In 2006, he coached the Auckland Lions to the minor premiership in the Bartercard Cup. However the Kiwis lost both mid-season tests to the Kangaroos and Lions. That year he received the Rugby League International Federation's coach of the year award. In 2007 he served as Director of Football to help the Auckland Lions prepare for their entrance into the NSWRL Premier League before leaving to concentrate on the Kiwis for the rest of the season. In mid-2007 reports emerged that he was looking for a job in the National Rugby League.

===Super League===
In July 2007, Leeds Rhinos announced that New Zealand national coach Brian McClennan would be joining the club as Head Coach on a two-year contract from 1 December 2007. McClennan subsequently resigned as national coach, his position taken up by Gary Kemble in August 2007. In his first season as coach, the Rhino's won the 2008 World Club Challenge, beating Melbourne Storm 11–4 at Elland Road. Later that year he coached Leeds to the 2008 Super League Grand Final victory over St Helens.

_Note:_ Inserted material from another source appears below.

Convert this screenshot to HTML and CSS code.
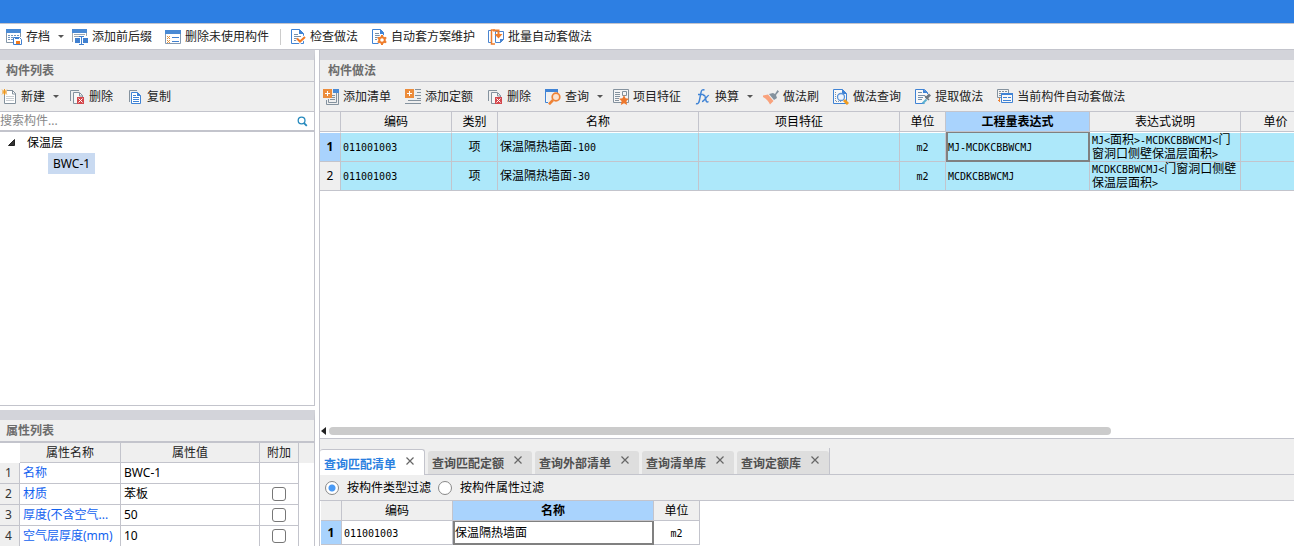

The following year he achieved the same feat, beating St Helens 18–10 in the 2009 Super League Grand Final at Old Trafford.

He coached Leeds to the 2010 Challenge Cup Final defeat by the Warrington Wolves at Wembley Stadium.

McClennan resigned after 2010's Super League XV, returning to New Zealand and working for the Auckland Rugby League as their development and coaching manager.

In 2011, McClennan was announced as the first coach of the Exiles, a team made up of Australian and New Zealand players contracted to Super League clubs. The Exiles defeated England in June in the first International Origin Match, a fixture intended to become an annual contest.

===NRL===
On 1 August 2011, McClennan was appointed Ivan Cleary's replacement as head coach of National Rugby League side, the New Zealand Warriors for the 2012 and 2013 seasons, as Cleary had signed on to coach the Penrith Panthers at the end of the 2011 season. After eight wins in 22 matches, including two losses after leading by 18 points, a 45–4 loss at home to the Sharks and a 52–12 loss to the Cowboys in consecutive weeks, McClennan was sacked by the Warriors.